[GOAL]:
Copy the data below exactly, omitting any picture it contains.

[GIVEN DATA]:
=====
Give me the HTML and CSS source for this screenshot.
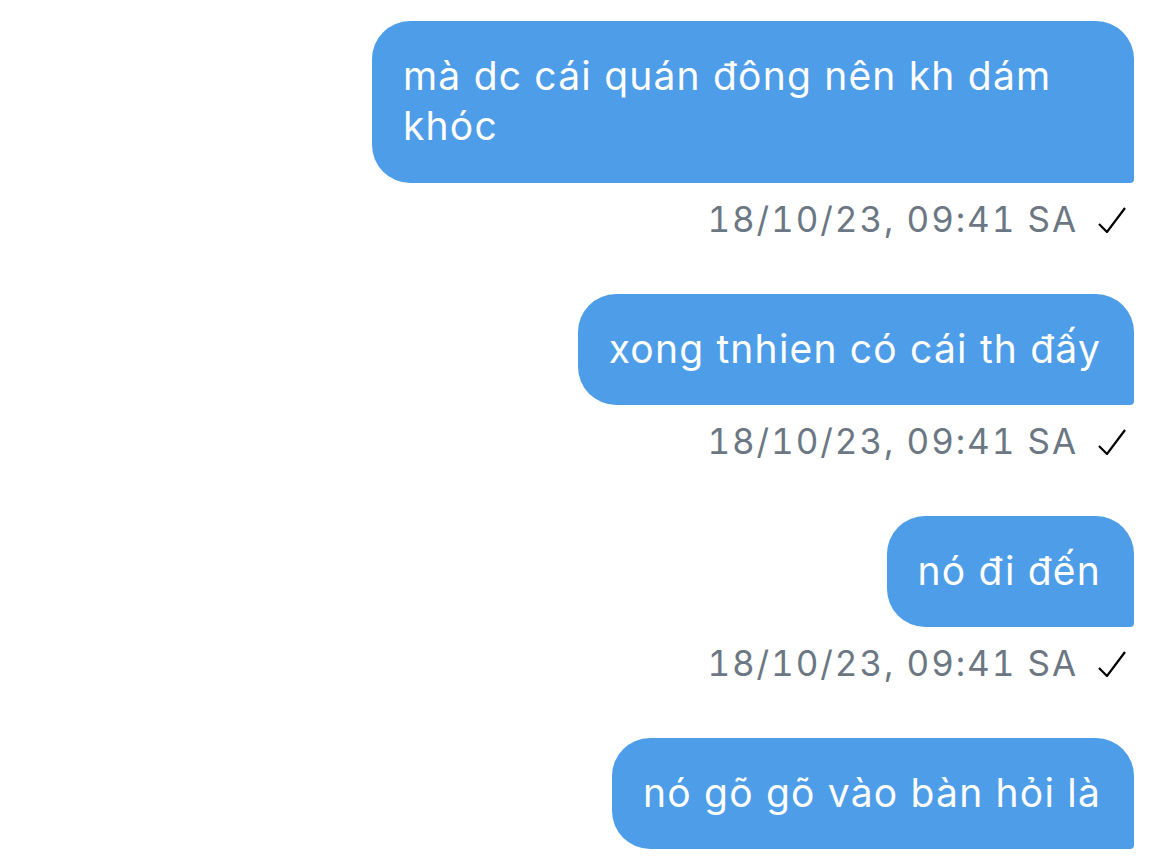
FILE: index.html
```html
<!DOCTYPE html>
<html lang="vi">
<head>
<meta charset="utf-8">
<link rel="stylesheet" href="styles.css">
</head>
<body>
<div class="chat">
  <div class="msg">
    <div class="bubble">mà dc cái quán đông nên kh dám khóc</div>
    <div class="meta"><span class="time">18/10/23, 09:41 SA</span><svg class="check" viewBox="0 0 28 26" width="28" height="26"><path d="M1 17 L9 25 L27 1" fill="none" stroke="#000" stroke-width="2.2"/></svg></div>
  </div>
  <div class="msg">
    <div class="bubble">xong tnhien có cái th đấy</div>
    <div class="meta"><span class="time">18/10/23, 09:41 SA</span><svg class="check" viewBox="0 0 28 26" width="28" height="26"><path d="M1 17 L9 25 L27 1" fill="none" stroke="#000" stroke-width="2.2"/></svg></div>
  </div>
  <div class="msg">
    <div class="bubble">nó đi đến</div>
    <div class="meta"><span class="time">18/10/23, 09:41 SA</span><svg class="check" viewBox="0 0 28 26" width="28" height="26"><path d="M1 17 L9 25 L27 1" fill="none" stroke="#000" stroke-width="2.2"/></svg></div>
  </div>
  <div class="msg">
    <div class="bubble">nó gõ gõ vào bàn hỏi là</div>
  </div>
</div>
</body>
</html>
```
FILE: styles.css
```css
html, body {
  margin: 0;
  background: #ffffff;
  overflow: hidden;
}
.chat {
  display: flex;
  flex-direction: column;
  align-items: flex-end;
  padding: 21px 36px 0 0;
  font-family: Inter, "Noto Sans", sans-serif;
}
.msg {
  display: flex;
  flex-direction: column;
  align-items: flex-end;
  margin-bottom: 55px;
}
.msg:last-child {
  margin-bottom: 0;
}
.bubble {
  box-sizing: border-box;
  max-width: 762px;
  background: #4e9de8;
  color: #ffffff;
  font-size: 39px;
  letter-spacing: 1.2px;
  line-height: 50px;
  padding: 30px 33px 31px 31px;
  border-radius: 38px 38px 4px 38px;
}
.msg:first-child .bubble {
  padding-bottom: 32px;
}
.meta {
  display: flex;
  align-items: center;
  gap: 20px;
  margin-top: 16px;
  height: 40px;
  padding-right: 8px;
}
.time {
  font-size: 35px;
  letter-spacing: 1.9px;
  font-variant-numeric: tabular-nums;
  color: #6c7784;
}
.check {
  display: block;
  margin-top: 2px;
}
```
=====
[FULL SOLUTION]:
Give me the HTML and CSS source for this screenshot.
FILE: index.html
```html
<!DOCTYPE html>
<html lang="vi">
<head>
<meta charset="utf-8">
<link rel="stylesheet" href="styles.css">
</head>
<body>
<div class="chat">
  <div class="msg">
    <div class="bubble">mà dc cái quán đông nên kh dám khóc</div>
    <div class="meta"><span class="time">18/10/23, 09:41 SA</span><svg class="check" viewBox="0 0 28 26" width="28" height="26"><path d="M1 17 L9 25 L27 1" fill="none" stroke="#000" stroke-width="2.2"/></svg></div>
  </div>
  <div class="msg">
    <div class="bubble">xong tnhien có cái th đấy</div>
    <div class="meta"><span class="time">18/10/23, 09:41 SA</span><svg class="check" viewBox="0 0 28 26" width="28" height="26"><path d="M1 17 L9 25 L27 1" fill="none" stroke="#000" stroke-width="2.2"/></svg></div>
  </div>
  <div class="msg">
    <div class="bubble">nó đi đến</div>
    <div class="meta"><span class="time">18/10/23, 09:41 SA</span><svg class="check" viewBox="0 0 28 26" width="28" height="26"><path d="M1 17 L9 25 L27 1" fill="none" stroke="#000" stroke-width="2.2"/></svg></div>
  </div>
  <div class="msg">
    <div class="bubble">nó gõ gõ vào bàn hỏi là</div>
  </div>
</div>
</body>
</html>
```
FILE: styles.css
```css
html, body {
  margin: 0;
  background: #ffffff;
  overflow: hidden;
}
.chat {
  display: flex;
  flex-direction: column;
  align-items: flex-end;
  padding: 21px 36px 0 0;
  font-family: Inter, "Noto Sans", sans-serif;
}
.msg {
  display: flex;
  flex-direction: column;
  align-items: flex-end;
  margin-bottom: 55px;
}
.msg:last-child {
  margin-bottom: 0;
}
.bubble {
  box-sizing: border-box;
  max-width: 762px;
  background: #4e9de8;
  color: #ffffff;
  font-size: 39px;
  letter-spacing: 1.2px;
  line-height: 50px;
  padding: 30px 33px 31px 31px;
  border-radius: 38px 38px 4px 38px;
}
.msg:first-child .bubble {
  padding-bottom: 32px;
}
.meta {
  display: flex;
  align-items: center;
  gap: 20px;
  margin-top: 16px;
  height: 40px;
  padding-right: 8px;
}
.time {
  font-size: 35px;
  letter-spacing: 1.9px;
  font-variant-numeric: tabular-nums;
  color: #6c7784;
}
.check {
  display: block;
  margin-top: 2px;
}
```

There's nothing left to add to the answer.